The school’s officials have said they determined that their case was “closed” after their attorney Mark Seiberling spoke directly with PDE officials order to clarify the significance of PDE’s Oct. 3 letter. Seiberling emailed to Palmer officials that PDE attorneys Pat Fullerton and Samantha Snyder had “confirmed that the Oct. 3 2012 letter … was a ‘closure letter’ with regard to the PSSA cheating investigation.” Seiberling also wrote that he understood PDE’s position to be that unless new evidence were to emerge, “neither PDE nor the Office of the Inspector General intends to interview any teachers or administrators at the school.”

The Notebook has asked both Eller and Seiberling to help clarify what was said in the conversation between Sieberling and PDE’s attorneys. Neither responded immediately to the request.

Eller also declined to elaborate on why Palmer’s status differs from that of Chester Community Charter School. Both schools received PDE letters less than a month apart noting that they’d completed inconclusive internal investigations and would be required to employ special security measures during future test administration. Neither letter explicitly declared the school’s cases “closed” or “cleared.”

However, in a Sept. 21 statement updating the status of cheating investigations PDE officials confirmed that the CCCS case was “closed.”

Asked to explain the difference between Palmer and CCCS, Eller said PDE’s letters to Palmer and CCCS show “clear differences between the two.” Eller declined to immediately elaborate on what those differences may be.

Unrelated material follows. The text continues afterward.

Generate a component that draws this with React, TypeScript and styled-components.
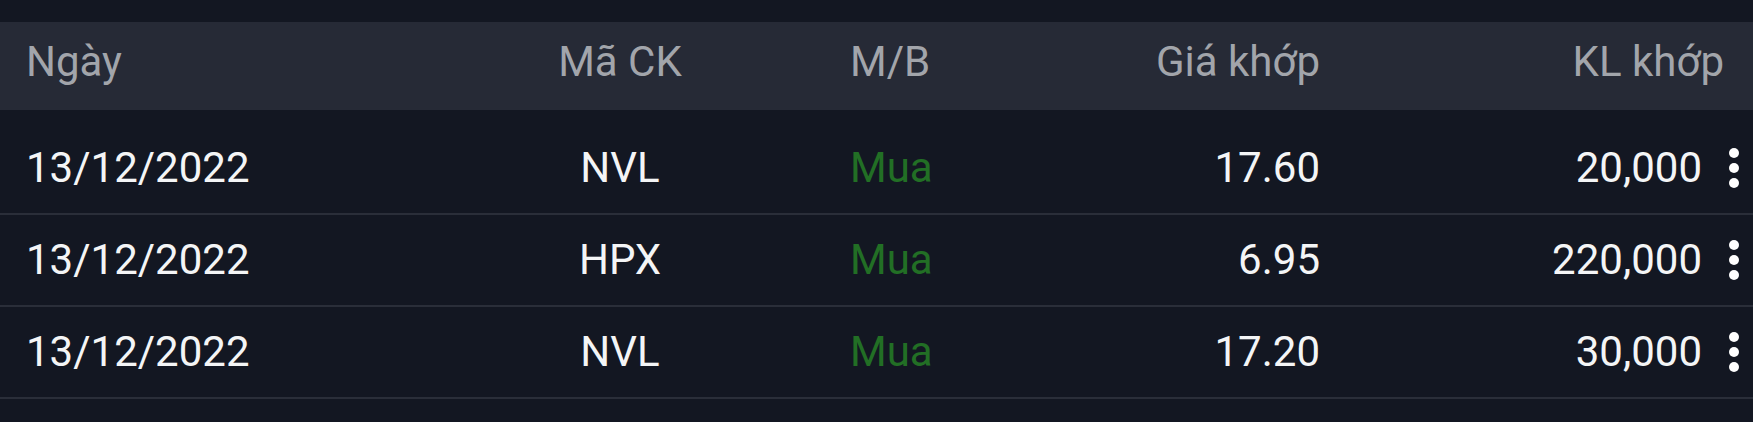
import React from 'react';
import styled, {createGlobalStyle} from 'styled-components';

interface Trade {
    date: string;
    code: string;
    side: string;
    price: string;
    volume: string;
}

const trades: Trade[] = [
    {date: '13/12/2022', code: 'NVL', side: 'Mua', price: '17.60', volume: '20,000'},
    {date: '13/12/2022', code: 'HPX', side: 'Mua', price: '6.95', volume: '220,000'},
    {date: '13/12/2022', code: 'NVL', side: 'Mua', price: '17.20', volume: '30,000'},
];

const MoreIcon: React.FC = () => (
    <svg width="10" height="40" viewBox="0 0 10 40">
        <circle cx="5" cy="5" r="5" fill="#ffffff" />
        <circle cx="5" cy="20" r="5" fill="#ffffff" />
        <circle cx="5" cy="35" r="5" fill="#ffffff" />
    </svg>
);

const App: React.FC = () => {
    return (
        <>
            <GlobalStyle />
            <Screen>
                <Header>
                    <HeadCell>Ngày</HeadCell>
                    <HeadCell align="center">Mã CK</HeadCell>
                    <HeadCell>M/B</HeadCell>
                    <HeadCell align="right">Giá khớp</HeadCell>
                    <HeadCell align="right">KL khớp</HeadCell>
                </Header>
                <List>
                    {trades.map((t, i) => (
                        <Row key={i}>
                            <Cell>{t.date}</Cell>
                            <Cell align="center">{t.code}</Cell>
                            <Cell buy={t.side === 'Mua'}>{t.side}</Cell>
                            <Cell align="right">{t.price}</Cell>
                            <Cell align="right">{t.volume}</Cell>
                            <MoreButton><MoreIcon /></MoreButton>
                        </Row>
                    ))}
                </List>
            </Screen>
        </>
    );
}

const GlobalStyle = createGlobalStyle`
    html, body {
        margin: 0;
        padding: 0;
        background: #131722;
    }
    body {
        font-family: Roboto, "Noto Sans", sans-serif;
    }
`;

const Screen = styled.div`
    width: 1753px;
    height: 422px;
    background: #131722;
    padding-top: 22px;
    box-sizing: border-box;
    overflow: hidden;
`;

const Header = styled.div`
    display: grid;
    grid-template-columns: 364px 460px 150px 320px 1fr;
    align-items: center;
    height: 88px;
    padding: 0 29px 9px 26px;
    box-sizing: border-box;
    background: #262a36;
`;

const HeadCell = styled.div<{align?: 'left' | 'center' | 'right'}>`
    text-align: ${props => props.align || 'left'};
    font-size: 42px;
    color: #a2a5ab;
    white-space: nowrap;
`;

const List = styled.div`
    padding-top: 13px;
`;

const Row = styled.div`
    display: grid;
    grid-template-columns: 364px 460px 150px 320px 1fr 51px;
    align-items: center;
    height: 92px;
    padding-left: 26px;
    border-bottom: 2px solid #2a2e39;
    box-sizing: border-box;
`;

const Cell = styled.div<{align?: 'left' | 'center' | 'right'; buy?: boolean}>`
    text-align: ${props => props.align || 'left'};
    font-size: 42px;
    line-height: 90px;
    color: ${props => props.buy ? '#226f25' : '#f4f5f6'};
    white-space: nowrap;
`;

const MoreButton = styled.div`
    display: flex;
    justify-content: flex-end;
    align-items: center;
    padding-right: 14px;
    height: 90px;
`;

export default App;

The print version of this Notebook story states that “state officials now confirm that investigations at … Palmer’s school … were closed.” This report, which reflected our understanding of the situation at the time, was written and went to production prior to the Notebook’s receiving Eller’s detailed responses on Nov. 20. The Notebook regrets any confusion.

The Notebook is seeking further clarification about this situation and will update the story when further information is available.


Update (11/21/12): Subsequent to press time for our print edition, Pennsylvania Department of Education spokesman Tim Eller sent more detailed, written responses to questions the Notebook had sent earlier about the charter investigations. In general, he said, “Even when a PSSA investigation has been completed, these matters are not necessarily closed as there are multiple dimensions including imposing conditions on future administrations of the PSSA and the possibility of professional discipline.”

On the Walter D. Palmer investigation specifically, Eller said that the Oct. 3 letter received by the school from PDE and shared with the Notebook “speaks for itself. However, the department did not close its investigation related to Walter Palmer.” Eller pointed out that the Oct. 3 letter “does not state that Walter Palmer was cleared for 2010/2011.”

But the school’s officials say they have been informed by the state that the investigation is closed. Walter Palmer officials shared with the Notebook an email dated Oct. 25 from one of its attorneys, Mark Seiberling, saying that he had confirmed with PDE that the investigation is closed. On Nov. 9, the school issued a press release reiterating those same points.